Conforme o advogado especialista em direito público Bernardo Pessoa, o referendo foi imposto para tornar o processo de desestatização “mais complexo”. O texto de Minas prevê a consulta obrigatória nos casos de prestadoras de serviço público de gás canalizado, energia elétrica ou saneamento básico, ou seja, Gasmig, Cemig e Copasa.

“A ideia da inserção desse gatilho é impedir que tais empresas fiquem sujeitas a casuísmos políticos passageiros de governos”, disse Pessoa. De acordo com o especialista, caso haja a revogação do referendo da Constituição estadual, ainda será necessária a edição de lei específica autorizando a alienação/privatização da empresa pública, além da realização de leilão.

Privatizar seria uma escolha ‘política’

Para a advogada especialista em direito público Maria Fernanda Pires, revogar o referendo seria uma “escolha política”, considerando que a lei de adesão ao Propag prevê outras alternativas à federalização ou privatização de estatais, como a cessão de créditos, receitas de royalties, entrega de imóveis, entre outros. Desta forma, Maria Fernanda acredita que o cronograma do Propag, por si só, seria uma justificativa “simplista” para a tramitação da Proposta de Emenda à Constituição (PEC) que retira a exigência de consulta popular para vender estatais.

“O Propag exige a entrega de ativos avaliados, mas não dispensa necessariamente a participação popular. Há também que se pensar no sentido da proporcionalidade, porque há caminhos menos drásticos que preservariam esse controle social tão caro, dentro da Constituição”, disse Maria Fernanda.

Também especialista em direito público, o advogado Bernardo Pessoa concorda que a ideia de privatização da Cemig e da Copasa é mais “política” do que orçamentária.

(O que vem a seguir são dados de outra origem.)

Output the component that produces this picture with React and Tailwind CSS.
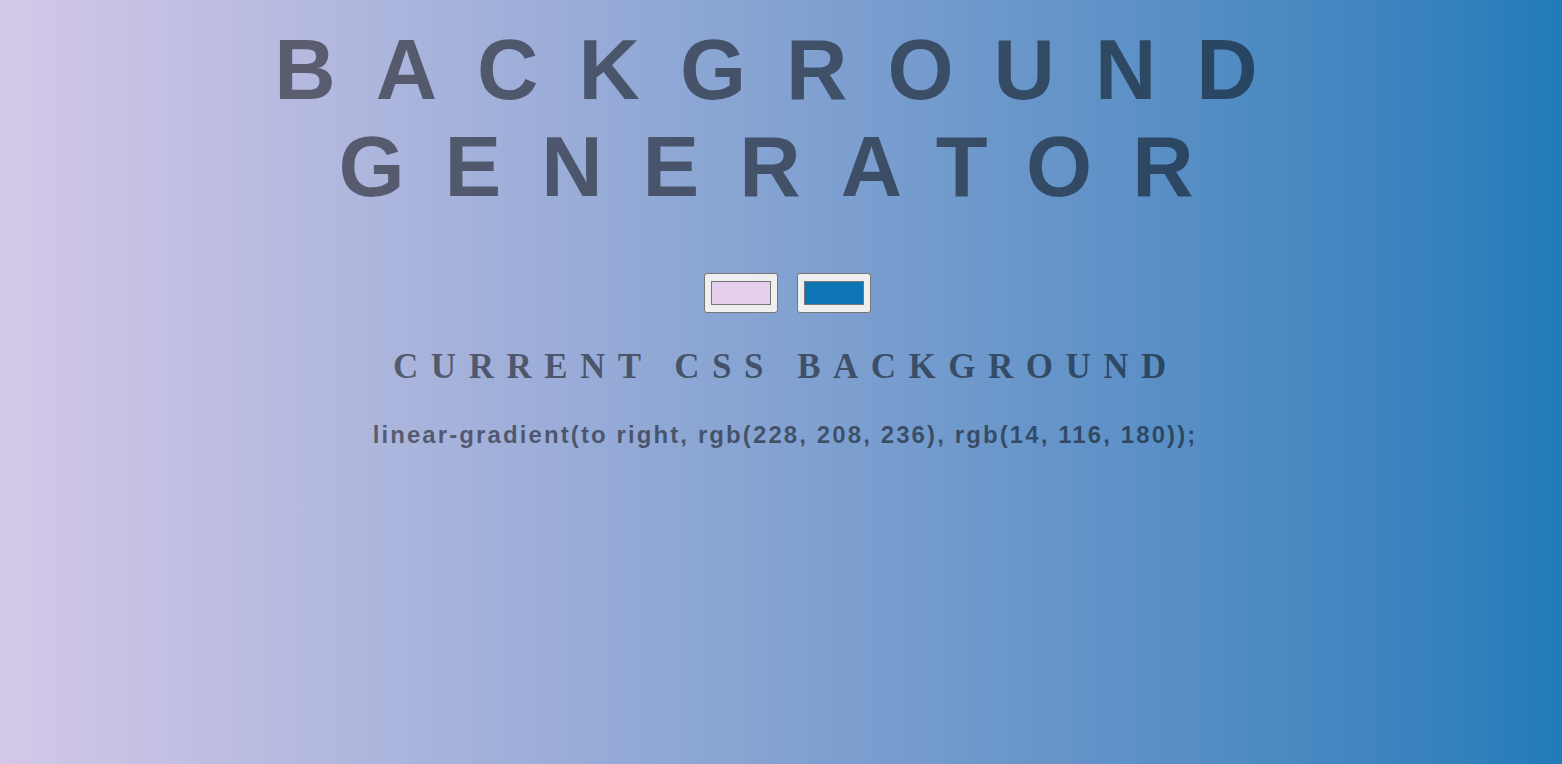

Para ele, é necessário ver o discurso do governo Zema com “cautela”, pois as empresas são estratégicas do ponto de vista econômico e social.

“A experiência nos mostra que a prestação de serviços públicos após privatizações tem a qualidade gravemente comprometida”, afirmou, complementando que o governo poderia, por exemplo, transferir parte da participação societária à União ou quitar a dívida por meio da receita obtida pelas próprias estatais.